Uploading a trained model is simple as drag and drop. The model should be of a .mlmodel file format which is a new open file format that describes the layers in your model, the input and outputs, the class labels, and any preprocessing that needs to happen on the data. Once the model is added, XCode will automatically generate a Swift or an Objective C interface for you to program against that model. You then simply provide the model with an input and CoreML will take care of running the model (resource optimisation between GPU and CPU etc.) and provide an empirical result for your app to utilise.

Above is a representation rendered by Xcode of a model. As you can see it shows some useful information such as the author, model description and model size. The size of a model is very important as some models can be as large as 500MB or more. A large model can significantly increase your app size because addition to the auto generate model interface, the model itself is also compiled and bundled into your app.

Xcode also show other useful information such as the expected input and output parameters and its context, in this case it takes number of solar panels, greenhouses and size of land in acres. The output will be an empirical price. The model also shows a link to the generated swift model class which we can use to instantiate the model and use it to perform classification or regression.

CoreML is compatible with a wide variety of machine learning tools that are currently available such as Caffe, Keras and more which means that you can train your own model and migrate it to your application. You can also download pre-trained models from Apple’s machine learning page, which is great place to start.

An Example

With the brief introduction over, lets look at a simple example where i will try to use a pre-trained modal to perform prediction on a series of images.

Uploading a model

The above screenshot shows hows to add a modal to your project. The above “MobieNet” modal was download from Apple’s machine learning page. As you can see it is as simple as adding any file and requires no configuration. However you may need to perform a build for XCode to generate the associated modal class.

Using It

// UIImage to CVPixelBuffer
guard let pixelBuffer = weakSelf.photo.pixelBuffer() else {
      return
}

// Instantiate Modal 
let mobileNet = MobileNet()

// Perform prediction
let prediction = try? mobileNet.prediction(image: pixelBuffer)

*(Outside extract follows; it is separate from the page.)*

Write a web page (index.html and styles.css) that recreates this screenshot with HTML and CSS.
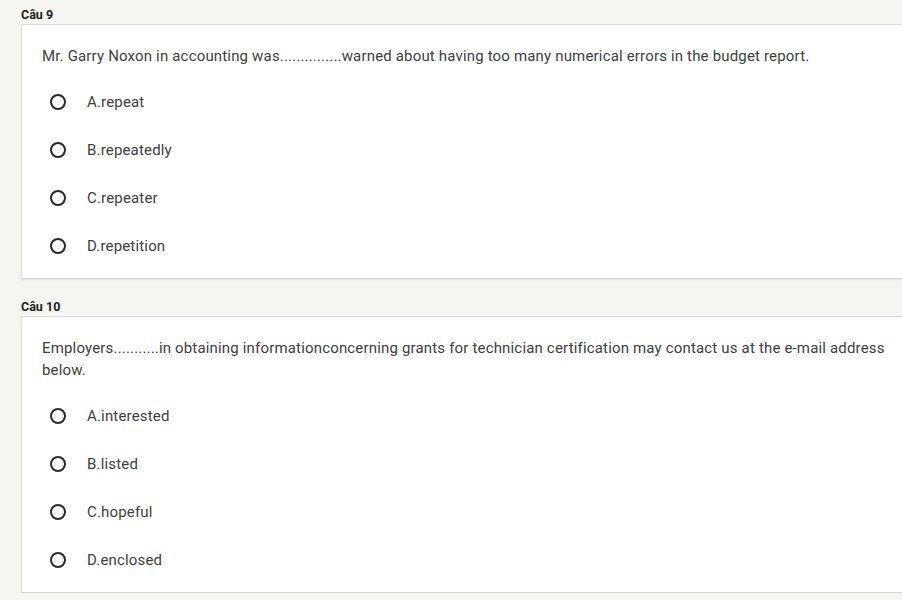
FILE: index.html
```html
<!DOCTYPE html>
<html>
<head>
<meta charset="utf-8">
<link rel="stylesheet" href="styles.css">
</head>
<body>
<div class="page">
  <section class="question">
    <div class="qlabel">Câu 9</div>
    <div class="card">
      <div class="qtext">Mr. Garry Noxon in accounting was...............warned about having too many numerical errors in the budget report.</div>
      <div class="options">
        <label class="opt"><span class="radio"></span><span class="otext">A.repeat</span></label>
        <label class="opt"><span class="radio"></span><span class="otext">B.repeatedly</span></label>
        <label class="opt"><span class="radio"></span><span class="otext">C.repeater</span></label>
        <label class="opt"><span class="radio"></span><span class="otext">D.repetition</span></label>
      </div>
    </div>
  </section>
  <section class="question">
    <div class="qlabel">Câu 10</div>
    <div class="card">
      <div class="qtext">Employers...........in obtaining informationconcerning grants for technician certification may contact us at the e-mail address below.</div>
      <div class="options">
        <label class="opt"><span class="radio"></span><span class="otext">A.interested</span></label>
        <label class="opt"><span class="radio"></span><span class="otext">B.listed</span></label>
        <label class="opt"><span class="radio"></span><span class="otext">C.hopeful</span></label>
        <label class="opt"><span class="radio"></span><span class="otext">D.enclosed</span></label>
      </div>
    </div>
  </section>
</div>
</body>
</html>
```
FILE: styles.css
```css
html, body {
  margin: 0;
  padding: 0;
  background: #f5f5f2;
  overflow: hidden;
}
body {
  font-family: Roboto, "Liberation Sans", sans-serif;
  color: #3c3c3c;
}
.page {
  padding: 7px 0 0 21px;
  display: flex;
  flex-direction: column;
  gap: 20px;
  width: 920px;
}
.qlabel {
  font-size: 12.5px;
  font-weight: 700;
  line-height: 16px;
  color: #222;
  margin-bottom: 1px;
}
.card {
  background: #fff;
  border-top: 1px solid #dcdcdc;
  border-left: 1px solid #e2e2e2;
  border-bottom: 1px solid #d6d6d6;
  box-shadow: 0 1px 2px rgba(0,0,0,0.08);
  padding: 20px 20px 8px 20px;
}
.qtext {
  font-size: 15px;
  line-height: 22px;
  letter-spacing: 0.17px;
  color: #404040;
  width: 860px;
}
.options {
  margin-top: 11px;
  display: flex;
  flex-direction: column;
}
.opt {
  height: 48px;
  display: flex;
  align-items: center;
  padding-left: 8px;
}
.radio {
  width: 12px;
  height: 12px;
  border: 2px solid #2b2b2b;
  border-radius: 50%;
  flex: none;
}
.otext {
  margin-left: 21px;
  font-size: 15px;
  letter-spacing: 0.17px;
  color: #404040;
}
```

// Obtain prediction confidence for prediction category
let confidence = prediction?.classLabelProbs[prediction?.classLabel ?? ""]

Once the associate modal class is generate, using the modal to perform prediction is very easy. In this case you first convert an image you want to perform prediction on to a CVPixelBuffer type and pass it as an argument to the prediction function. Different modal require different argument(s) which can be identified from the XCode modal representation.

The return type in this case is a data type called MobileNetOutput which provides two properties classLabel and classLabelProbs. The classLabel property is a String type which describes the image for example “sports car” or “chocolate cake”. The classLabelProbs is a dictionary type with key as String and value as Double. By accessing the dictionary value using classLabel you will obtain the confidence for that category which you can use for some useful business logic for example deciding if a picture is of a hot dog or not 😉. The dictionary also contain other predictions/probabilities of potential categories the modal think its related, for example if the image represents a chocolate cake then the dictionary could have predictions for chocolate or icing.

The above screenshots are taken from the example i put together which can be downloaded from here. As you can see using MobileNet modal i was able to perform classification on a sample picture. When choosing a modal it is important to know that there are other modals that support the same classification but with better prediction capability and lower modal file size. When choosing an ML modal it is important to experiment with several and pick the one that is best suited to your need and performance.

Conclusion

So to recap, we just saw that we’re able to run the neural network classifier called “MobileNet” on device using Core ML, all with only a couple lines of code. Now let’s go back and recap what we just saw. We saw that in Xcode, as soon as you drag an ML model that’s been trained into your application, you get this view that’s populated that gives you information such as the name of the model, the type that it is underneath, and also other information like the size or any other information the author put in. You can also see in the bottom that you get information such as the input and output of the model which is very helpful if you’re actually trying to use it. And once you add it to your app target, you get generated code that you can use to load and use the model to predict. We also saw in our application how simple it was to actually use it. Again, even though the model was a neural network classifier, all we needed to do to instantiate it was call the name of the file. This means that the model type was completely abstracted so whether it’s a support vector machine, a linear model, or a neural network, you all load them the exact same way. We also noticed that the prediction method took a CVPixelBuffer. It was strongly typed so you know you’ll be able to check input errors at compile time rather than at runtime.

With this simple and brief introduction to CoreML start experimenting with this new and exciting API.